Objective
Set down the data below without change, skipping the pictures it holds.

Data shown
..............................

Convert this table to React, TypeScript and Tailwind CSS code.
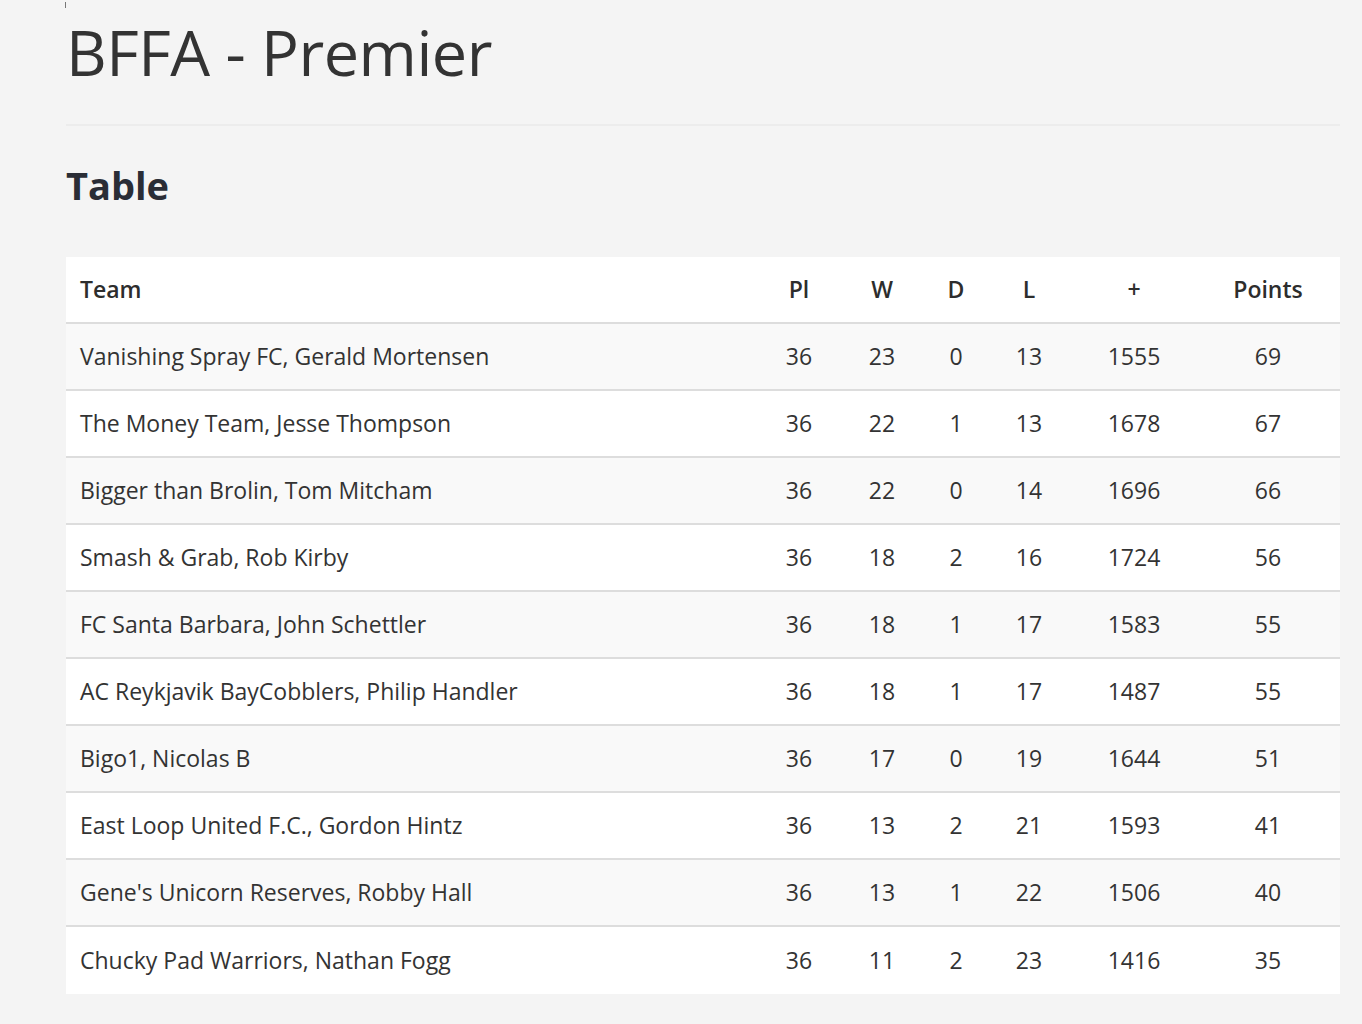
const rows: [string, number, number, number, number, number, number][] = [
  ["Vanishing Spray FC, Gerald Mortensen", 36, 23, 0, 13, 1555, 69],
  ["The Money Team, Jesse Thompson", 36, 22, 1, 13, 1678, 67],
  ["Bigger than Brolin, Tom Mitcham", 36, 22, 0, 14, 1696, 66],
  ["Smash & Grab, Rob Kirby", 36, 18, 2, 16, 1724, 56],
  ["FC Santa Barbara, John Schettler", 36, 18, 1, 17, 1583, 55],
  ["AC Reykjavik BayCobblers, Philip Handler", 36, 18, 1, 17, 1487, 55],
  ["Bigo1, Nicolas B", 36, 17, 0, 19, 1644, 51],
  ["East Loop United F.C., Gordon Hintz", 36, 13, 2, 21, 1593, 41],
  ["Gene's Unicorn Reserves, Robby Hall", 36, 13, 1, 22, 1506, 40],
  ["Chucky Pad Warriors, Nathan Fogg", 36, 11, 2, 23, 1416, 35],
];

export default function App() {
  return (
    <div className="min-h-[1024px] bg-[#f4f4f4] font-['Open_Sans',sans-serif] text-[#333]">
      <div className="pl-[66px] pr-[22px]">
        <div className="h-[6px] w-px bg-[#777] ml-[-1px] translate-y-[2px]" />
        <h1 className="text-[63px] leading-none mt-[14px] tracking-[-0.5px]">BFFA - Premier</h1>
        <hr className="mt-[41px] border-t-2 border-[#ececec]" />
        <h2 className="mt-[40px] text-[38px] leading-none font-bold text-[#2a2d36]">Table</h2>
        <table className="mt-[53px] w-full table-fixed bg-white text-[23px]">
          <colgroup>
            <col className="w-[694px]" />
            <col className="w-[78px]" />
            <col className="w-[88px]" />
            <col className="w-[60px]" />
            <col className="w-[86px]" />
            <col className="w-[124px]" />
            <col className="w-[144px]" />
          </colgroup>
          <thead>
            <tr className="h-[66px] border-b-2 border-[#dddddd] text-[#2d2d2d]">
              <th className="pl-[14px] text-left font-semibold">Team</th>
              <th className="font-semibold">Pl</th>
              <th className="font-semibold">W</th>
              <th className="font-semibold">D</th>
              <th className="font-semibold">L</th>
              <th className="font-semibold">+</th>
              <th className="font-semibold">Points</th>
            </tr>
          </thead>
          <tbody>
            {rows.map((r, i) => (
              <tr
                key={r[0]}
                className={
                  (i % 2 === 0 ? "bg-[#f9f9f9] " : "bg-white ") +
                  (i < rows.length - 1 ? "h-[67px] border-b-2 border-[#dddddd]" : "h-[68px]")
                }
              >
                <td className="pl-[14px] text-left whitespace-nowrap">{r[0]}</td>
                {r.slice(1).map((v, j) => (
                  <td key={j} className="text-center">{v}</td>
                ))}
              </tr>
            ))}
          </tbody>
        </table>
      </div>
    </div>
  );
}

..............................

Final answer
Convert this table to React, TypeScript and Tailwind CSS code.
const rows: [string, number, number, number, number, number, number][] = [
  ["Vanishing Spray FC, Gerald Mortensen", 36, 23, 0, 13, 1555, 69],
  ["The Money Team, Jesse Thompson", 36, 22, 1, 13, 1678, 67],
  ["Bigger than Brolin, Tom Mitcham", 36, 22, 0, 14, 1696, 66],
  ["Smash & Grab, Rob Kirby", 36, 18, 2, 16, 1724, 56],
  ["FC Santa Barbara, John Schettler", 36, 18, 1, 17, 1583, 55],
  ["AC Reykjavik BayCobblers, Philip Handler", 36, 18, 1, 17, 1487, 55],
  ["Bigo1, Nicolas B", 36, 17, 0, 19, 1644, 51],
  ["East Loop United F.C., Gordon Hintz", 36, 13, 2, 21, 1593, 41],
  ["Gene's Unicorn Reserves, Robby Hall", 36, 13, 1, 22, 1506, 40],
  ["Chucky Pad Warriors, Nathan Fogg", 36, 11, 2, 23, 1416, 35],
];

export default function App() {
  return (
    <div className="min-h-[1024px] bg-[#f4f4f4] font-['Open_Sans',sans-serif] text-[#333]">
      <div className="pl-[66px] pr-[22px]">
        <div className="h-[6px] w-px bg-[#777] ml-[-1px] translate-y-[2px]" />
        <h1 className="text-[63px] leading-none mt-[14px] tracking-[-0.5px]">BFFA - Premier</h1>
        <hr className="mt-[41px] border-t-2 border-[#ececec]" />
        <h2 className="mt-[40px] text-[38px] leading-none font-bold text-[#2a2d36]">Table</h2>
        <table className="mt-[53px] w-full table-fixed bg-white text-[23px]">
          <colgroup>
            <col className="w-[694px]" />
            <col className="w-[78px]" />
            <col className="w-[88px]" />
            <col className="w-[60px]" />
            <col className="w-[86px]" />
            <col className="w-[124px]" />
            <col className="w-[144px]" />
          </colgroup>
          <thead>
            <tr className="h-[66px] border-b-2 border-[#dddddd] text-[#2d2d2d]">
              <th className="pl-[14px] text-left font-semibold">Team</th>
              <th className="font-semibold">Pl</th>
              <th className="font-semibold">W</th>
              <th className="font-semibold">D</th>
              <th className="font-semibold">L</th>
              <th className="font-semibold">+</th>
              <th className="font-semibold">Points</th>
            </tr>
          </thead>
          <tbody>
            {rows.map((r, i) => (
              <tr
                key={r[0]}
                className={
                  (i % 2 === 0 ? "bg-[#f9f9f9] " : "bg-white ") +
                  (i < rows.length - 1 ? "h-[67px] border-b-2 border-[#dddddd]" : "h-[68px]")
                }
              >
                <td className="pl-[14px] text-left whitespace-nowrap">{r[0]}</td>
                {r.slice(1).map((v, j) => (
                  <td key={j} className="text-center">{v}</td>
                ))}
              </tr>
            ))}
          </tbody>
        </table>
      </div>
    </div>
  );
}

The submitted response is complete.